Deduplication: Uses file path as unique identifier to track processed files and prevent reprocessing.
File Validation: Verifies file existence before processing and reports missing files as errors.
Output Structure
Clean Data Packet (AI-visible):
[
'processed_items' => [
[
'data' => [
'title' => 'original_filename.ext',
'content' => 'File: original_filename.extnType: mime/typenSize: 1024 bytes',
'file_info' => [
'file_path' => '/path/to/file.ext',
'file_name' => 'original_filename.ext',
'mime_type' => 'mime/type',
'file_size' => 1024
]
],
'metadata' => [
'source_type' => 'files',
'item_identifier_to_log' => '/path/to/file.ext',
'original_id' => '/path/to/file.ext',
'original_title' => 'original_filename.ext',
'original_date_gmt' => '2024-01-01 12:00:00'
]
]
]
]
Engine Data Storage (Database):
// Stored in database for downstream handler access via datamachine_engine_data filter
[
'source_url' => '', // Empty for local files
'image_url' => $public_url // Public URL for image files only, empty for non-images
]
File Type Support
All File Types: Handles any file type uploaded through the system, with downstream steps responsible for type-specific processing.
Common MIME Types:
- Documents: PDF, DOC, DOCX, TXT
- Images: JPEG, PNG, GIF, WebP
- Audio: MP3, WAV, OGG
- Video: MP4, AVI, MOV
- Archives: ZIP, RAR, TAR
Error Handling
File System Errors:
- Missing or inaccessible files
- Repository service unavailability
- File permission issues
Upload Errors:
- PHP upload error code translation
- File size limit violations
- Temporary directory issues
Processing Errors:
- Empty file lists
- Invalid file metadata
- MIME type detection failures
Integration Points
Files Repository: Integrates with centralized file repository system for persistent storage and retrieval.

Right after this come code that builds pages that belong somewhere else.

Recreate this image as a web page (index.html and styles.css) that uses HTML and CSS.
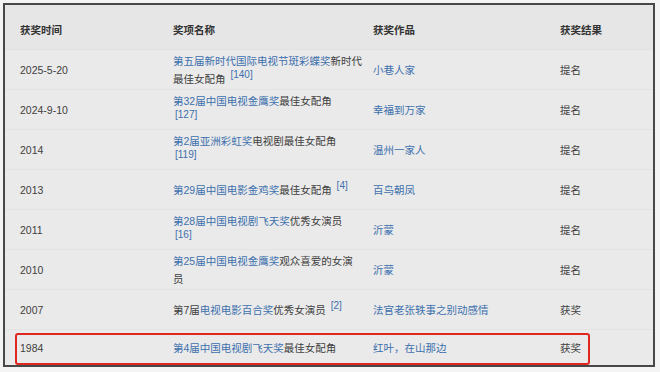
FILE: index.html
```html
<!DOCTYPE html>
<html lang="zh-CN">
<head>
<meta charset="utf-8">
<title>获奖记录</title>
<link rel="stylesheet" href="styles.css">
</head>
<body>
<div class="frame">
  <div class="row head">
    <div>获奖时间</div><div>奖项名称</div><div>获奖作品</div><div>获奖结果</div>
  </div>
  <div class="row">
    <div>2025-5-20</div>
    <div><a>第五届新时代国际电视节斑彩蝶奖</a>新时代<br>最佳女配角 <sup>[140]</sup></div>
    <div><a>小巷人家</a></div>
    <div>提名</div>
  </div>
  <div class="row">
    <div>2024-9-10</div>
    <div><a>第32届中国电视金鹰奖</a>最佳女配角<br><sup>[127]</sup></div>
    <div><a>幸福到万家</a></div>
    <div>提名</div>
  </div>
  <div class="row">
    <div>2014</div>
    <div><a>第2届亚洲彩虹奖</a>电视剧最佳女配角<br><sup>[119]</sup></div>
    <div><a>温州一家人</a></div>
    <div>提名</div>
  </div>
  <div class="row">
    <div>2013</div>
    <div><a>第29届中国电影金鸡奖</a>最佳女配角 <sup>[4]</sup></div>
    <div><a>百鸟朝凤</a></div>
    <div>提名</div>
  </div>
  <div class="row">
    <div>2011</div>
    <div><a>第28届中国电视剧飞天奖</a>优秀女演员<br><sup>[16]</sup></div>
    <div><a>沂蒙</a></div>
    <div>提名</div>
  </div>
  <div class="row">
    <div>2010</div>
    <div><a>第25届中国电视金鹰奖</a>观众喜爱的女演<br>员</div>
    <div><a>沂蒙</a></div>
    <div>提名</div>
  </div>
  <div class="row">
    <div>2007</div>
    <div>第7届<a>电视电影百合奖</a>优秀女演员 <sup>[2]</sup></div>
    <div><a>法官老张轶事之别动感情</a></div>
    <div>获奖</div>
  </div>
  <div class="row last">
    <div>1984</div>
    <div><a>第4届中国电视剧飞天奖</a>最佳女配角</div>
    <div><a>红叶，在山那边</a></div>
    <div>获奖</div>
  </div>
  <div class="highlight"></div>
</div>
</body>
</html>
```

FILE: styles.css
```css
html, body {
  margin: 0;
  padding: 0;
  background: #f4f4f4;
}
body {
  padding: 3px;
  font-family: "Liberation Sans", "Noto Sans CJK SC", sans-serif;
  font-size: 10.5px;
  line-height: 18px;
  color: #404040;
}
.frame {
  position: relative;
  width: 648px;
  height: 360px;
  border: 2px solid #484848;
  background: #e9e9e9;
  overflow: hidden;
  display: flex;
  flex-direction: column;
}
.row {
  display: grid;
  grid-template-columns: 153px 200px 187px 1fr;
  align-items: center;
  padding-left: 15px;
  height: 40px;
  flex: none;
  box-sizing: border-box;
  border-bottom: 1px solid #e2e2e2;
  background: #eaeaea;
}
.row.head {
  height: 45px;
  padding-top: 6px;
  font-weight: bold;
  color: #333;
  background: #e6e6e6;
}
.row.last {
  height: 35px;
  border-bottom: none;
}
a {
  color: #3d70ad;
  text-decoration: none;
}
sup {
  color: #3d70ad;
  font-size: 10px;
  line-height: 0;
  vertical-align: 5px;
  margin-left: 2px;
}
.highlight {
  position: absolute;
  left: 10px;
  top: 328px;
  width: 575px;
  height: 32px;
  box-sizing: border-box;
  border: 2.5px solid #e0271f;
  border-radius: 3px;
}
```
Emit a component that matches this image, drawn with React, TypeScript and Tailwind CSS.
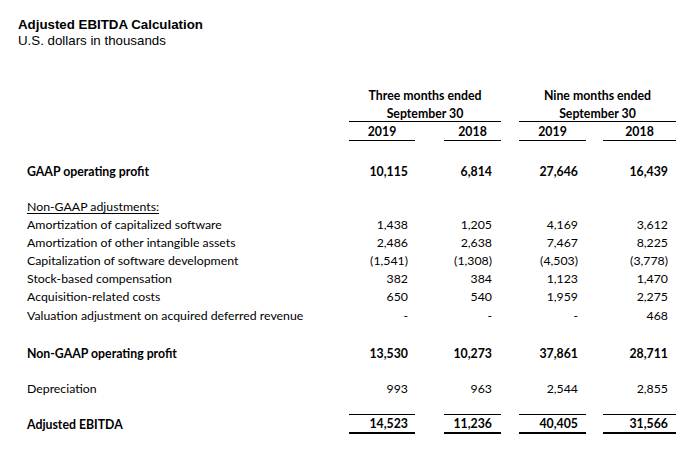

Flow Isolation: Maintains strict flow-level file separation to prevent data leakage between different pipeline instances.
Clean Data Separation: Returns clean data packets to AI agents without URLs, while storing engine parameters (image_url for images) in database for downstream handler access via datamachine_engine_data filter.
Engine Data Architecture: Uses centralized filter pattern for engine data access:
// Storage by Files handler via centralized filter (array storage)
if ($job_id) {
apply_filters('datamachine_engine_data', null, $job_id, [
'source_url' => '', // Empty for local files
'image_url' => $file_url // Public URL for images
]);
}
// Retrieval by downstream handlers (via filter)
$engine_data = apply_filters('datamachine_engine_data', [], $job_id);
$image_url = $engine_data['image_url'] ?? null;
Image URL Generation: For image files, generates public URLs for use by publish handlers (WordPress featured images, social media uploads, etc.).
Logging: Uses datamachine_log action with debug/error levels for file discovery, processing status, and error conditions.